In (1857) 2 H & N 339 (C), as in 1925 AC 371 (A), duty upon shares was in question. In (1857) 2 H & N 339 (C), Baron Martin held that when transfer of shares in a company must be effected by a change in the register, the place where the register is required by law to be kept determines the locality of the shares. Lord Dunedin, in delivering the judgment of this Board in Brassard v. Smith (A), epitomized the crucial inquiry in a sentence where could the shares be effectually dealt with?
"The circumstances relied upon by the appellants which show the prediction of the members of the plaintiff company for transacting its business in Buffalo -- so far as they might -- have, in their Lordships' opinion, no material weight. The shares in question can be effectually dealt with in Ontario only. They are therefore property situate in Ontario and subject to succession duty there."

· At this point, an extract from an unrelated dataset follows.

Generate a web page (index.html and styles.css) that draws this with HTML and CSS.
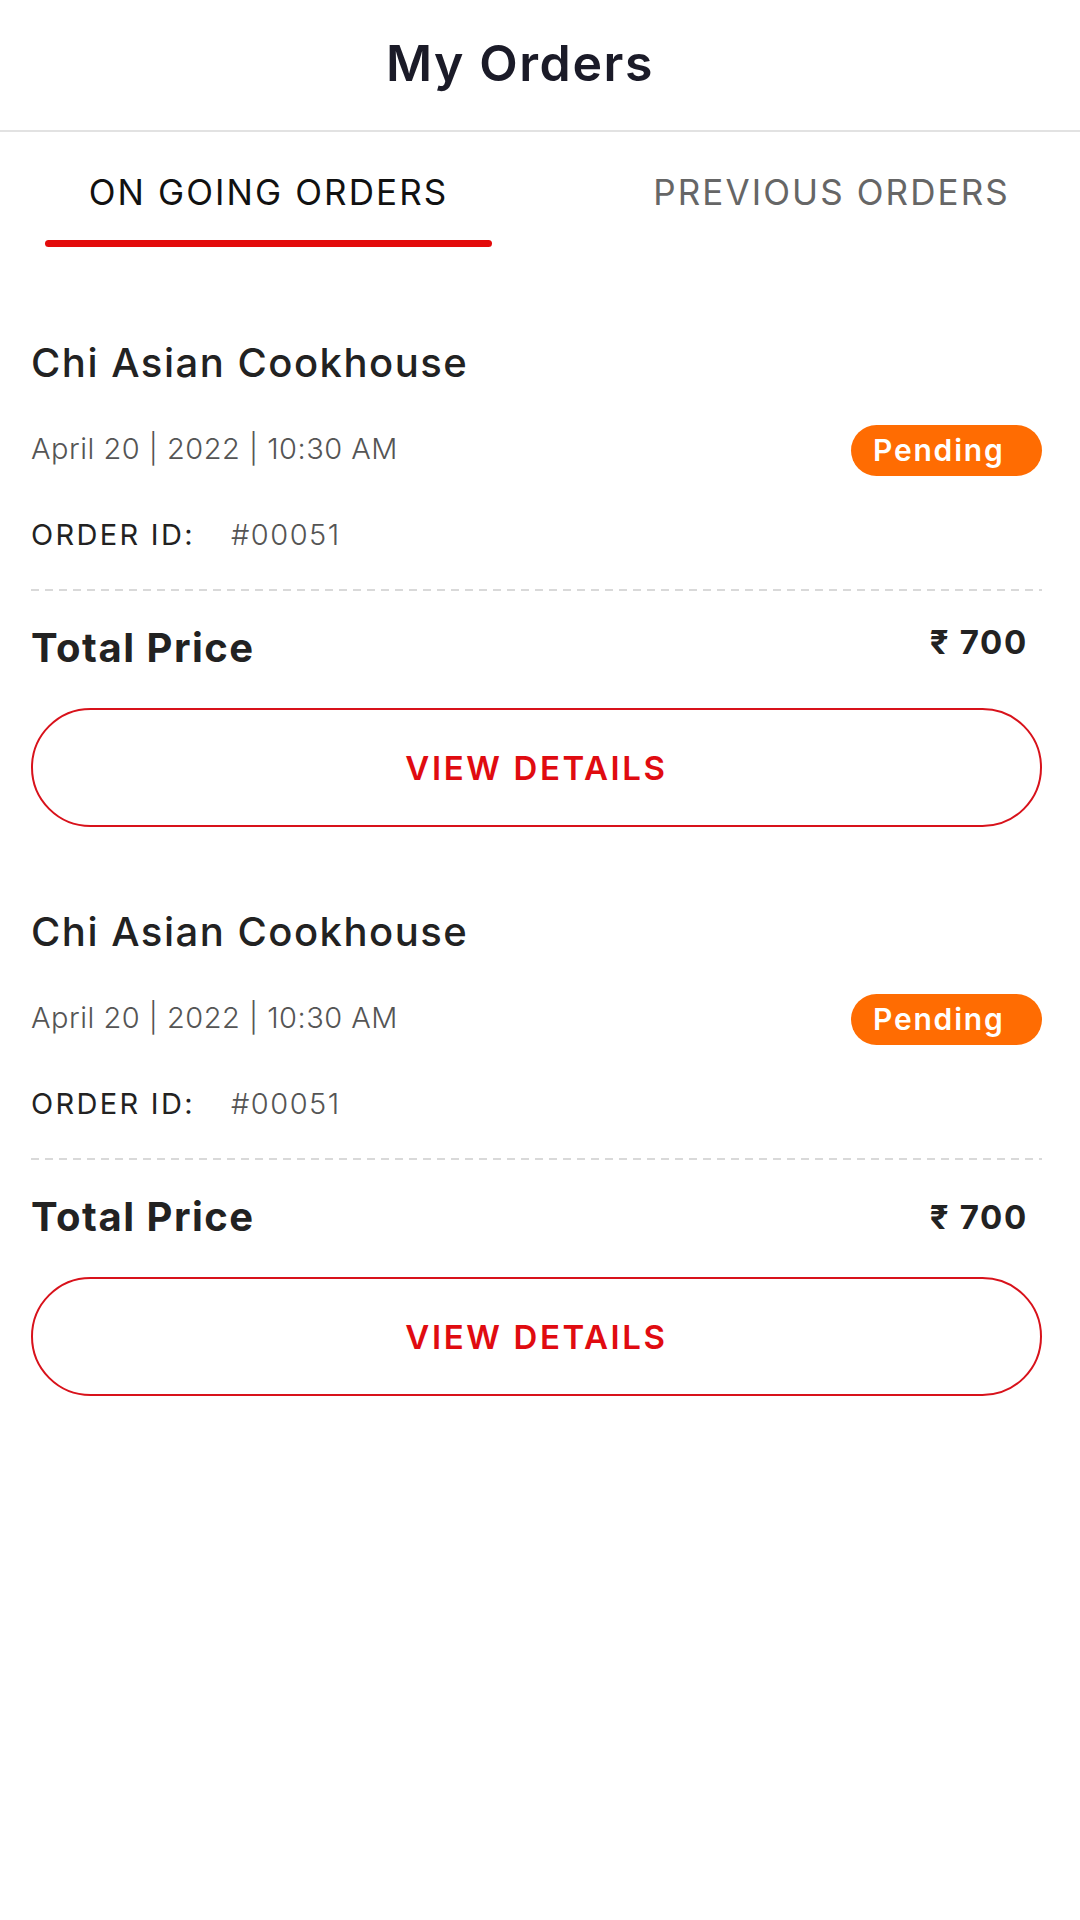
FILE: index.html
```html
<!DOCTYPE html>
<html lang="en">
<head>
<meta charset="utf-8">
<title>My Orders</title>
<link rel="stylesheet" href="styles.css">
</head>
<body>
<header class="topbar">
  <h1 class="title">My Orders</h1>
</header>
<nav class="tabs">
  <div class="tab tab-active">ON GOING ORDERS</div>
  <div class="tab">PREVIOUS ORDERS</div>
</nav>
<main class="orders">
  <section class="order">
    <h2 class="restaurant">Chi Asian Cookhouse</h2>
    <div class="meta">
      <span class="date">April 20 | 2022 | 10:30 AM</span>
      <span class="badge">Pending</span>
    </div>
    <div class="order-id"><span class="oid-label">ORDER ID:</span><span class="oid-value">#00051</span></div>
    <div class="dash"></div>
    <div class="total total-top"><span class="total-label">Total Price</span><span class="price">₹ 700</span></div>
    <button class="details">VIEW DETAILS</button>
  </section>
  <section class="order">
    <h2 class="restaurant">Chi Asian Cookhouse</h2>
    <div class="meta">
      <span class="date">April 20 | 2022 | 10:30 AM</span>
      <span class="badge">Pending</span>
    </div>
    <div class="order-id"><span class="oid-label">ORDER ID:</span><span class="oid-value">#00051</span></div>
    <div class="dash"></div>
    <div class="total"><span class="total-label">Total Price</span><span class="price">₹ 700</span></div>
    <button class="details">VIEW DETAILS</button>
  </section>
</main>
</body>
</html>
```
FILE: styles.css
```css
html, body {
  margin: 0;
  padding: 0;
  background: #ffffff;
}
body {
  font-family: "Inter", "DejaVu Sans", sans-serif;
  color: #222222;
  width: 1080px;
}
.topbar {
  height: 130px;
  border-bottom: 2px solid #e2e2e2;
  display: flex;
  align-items: center;
  justify-content: center;
}
.title {
  margin: 0 40px 0 0;
  font-size: 50px;
  font-weight: 600;
  color: #1b1b28;
  letter-spacing: 1.6px;
  line-height: 60px;
  padding-bottom: 4px;
}
.tabs {
  display: flex;
  gap: 116px;
  padding-left: 45px;
  height: 112px;
}
.tab {
  width: 447px;
  text-align: center;
  font-size: 35px;
  font-weight: 400;
  letter-spacing: 2.1px;
  color: #666666;
  padding-top: 38px;
  line-height: 44px;
  box-sizing: border-box;
  position: relative;
  white-space: nowrap;
}
.tab-active {
  color: #111111;
}
.tab-active::after {
  content: "";
  position: absolute;
  left: 0;
  right: 0;
  top: 108px;
  height: 7px;
  border-radius: 4px;
  background: #e30b0b;
}
.orders {
  padding: 94px 38px 0 31px;
  display: flex;
  flex-direction: column;
  gap: 80px;
}
.order {
  display: flex;
  flex-direction: column;
}
.restaurant {
  margin: 0;
  font-size: 40px;
  font-weight: 500;
  line-height: 50px;
  color: #222222;
  letter-spacing: 1.5px;
  white-space: nowrap;
}
.meta {
  margin-top: 37px;
  display: flex;
  align-items: center;
  justify-content: space-between;
  height: 51px;
}
.date {
  font-size: 29px;
  font-weight: 300;
  color: #555555;
  letter-spacing: 0.5px;
  padding-bottom: 4px;
}
.badge {
  background: #ff6c02;
  color: #ffffff;
  font-size: 30px;
  font-weight: 600;
  letter-spacing: 1.8px;
  height: 51px;
  line-height: 51px;
  border-radius: 26px;
  box-sizing: border-box;
  width: 191px;
  padding-left: 22px;
}
.order-id {
  margin-top: 39px;
  line-height: 40px;
  display: flex;
  font-size: 29px;
}
.oid-label {
  width: 200px;
  color: #222222;
  font-weight: 400;
  letter-spacing: 2.3px;
}
.oid-value {
  color: #555555;
  font-weight: 300;
  letter-spacing: 1.5px;
}
.dash {
  margin-top: 34px;
  height: 2px;
  background: repeating-linear-gradient(90deg, #d9d9d9 0 8px, transparent 8px 14px);
}
.total {
  margin-top: 32px;
  display: flex;
  justify-content: space-between;
  align-items: center;
  height: 50px;
  line-height: 50px;
  padding-right: 14px;
}
.total-top {
  align-items: flex-start;
}
.total-top .price {
  line-height: 38px;
}
.total-label {
  font-size: 40px;
  font-weight: 700;
  color: #222222;
  letter-spacing: 1.5px;
}
.price {
  font-size: 33px;
  font-weight: 700;
  color: #222222;
  letter-spacing: 1.7px;
}
.details {
  margin-top: 35px;
  height: 119px;
  border: 2px solid #d8121b;
  border-radius: 60px;
  background: #ffffff;
  color: #e00b10;
  font-family: inherit;
  font-size: 33px;
  font-weight: 600;
  letter-spacing: 2.6px;
  padding: 0;
  width: 100%;
}
```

4. On behalf of the respondents the learned Government Advocate made the submission that the situs of the shares may be in Calcutta, but the asset of the company, namely, the Sugauli Sugar Factory, was located in Champaran district within the territorial limits of Bihar. It was argued that the petitioners had interest in company's asset, namely the Sugauli Sugar Factory as shareholders and that was the basis of the jurisdiction of the Custodian. It was admitted by the Government Advocate that the Custodian cannot take charge of the shares, but it Was contended that the Custodian can take charge of the "interest" of the petitioners in the Sugauli Sugar Factory.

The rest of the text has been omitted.